Everyone’s tax situation is unique, so talk to a professional

If 25-30% isn’t precise enough for you, read on. If 25-30% works, feel free to skip this section.

To get an understanding of your potential tax liability, do some research on your state’s income taxation. For example, Texas and Florida don’t have state income tax while California and New York have over 20%.

I recommend fact-checking everything you read and before doing anything, speak with a professional (CPA or enrolled agent) who’s familiar with small businesses in your area. Even your favorite financial creator may not know the unique tax requirements for certain states or cities. For example, I live in Kansas City — which is split between Kansas and Missouri — and there’s an additional 1.5% tax on the Missouri side and if you live in Kansas but work in Missouri, it gets even more complex with refunds.

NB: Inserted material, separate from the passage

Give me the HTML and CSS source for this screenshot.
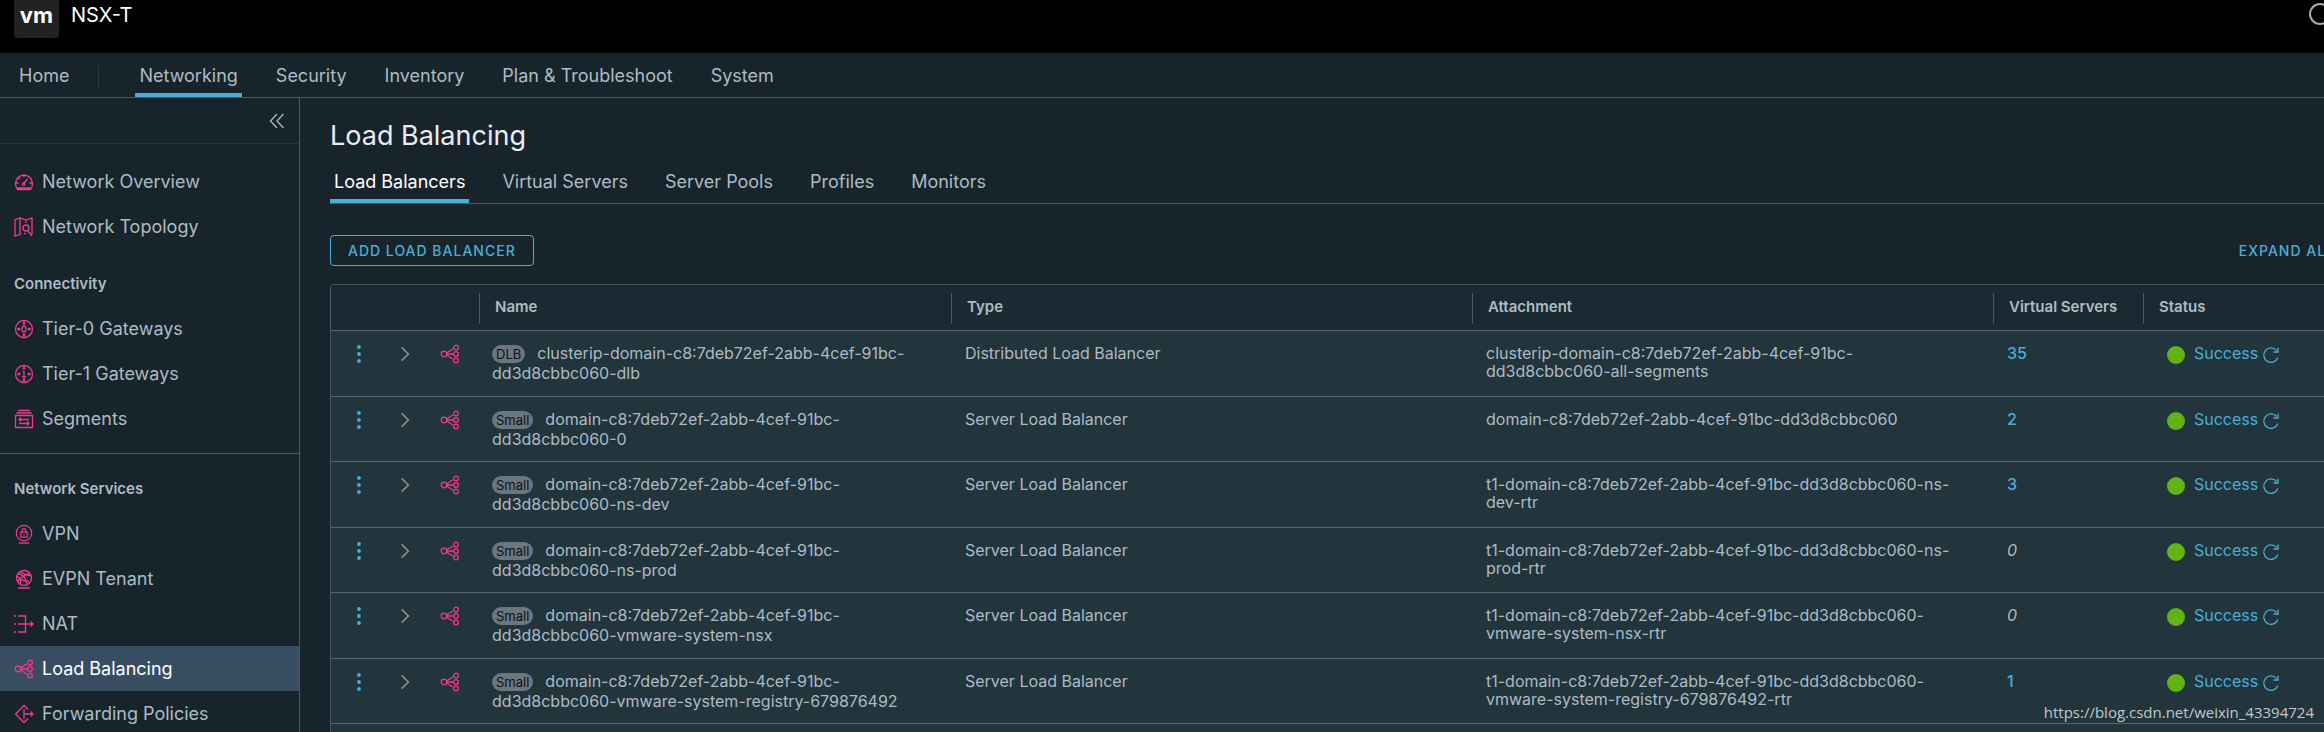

You’re also responsible for self-employment taxes, which are currently 15.3% in 2023 in the United States. When you’re an employee, the company you work for pays half of the tax for you. When you’re a freelancer, you’re responsible for the whole 15.3%.

There are a lot of nuances and rules that may only apply to your unique situation. It’ll never be perfect unless you work with an accountant and know exactly how much you’re going to earn throughout the year, so don’t stress about it. As long as you’re withholding a meaningful amount from all the money you receive, you’ll be in a better position than if you didn’t.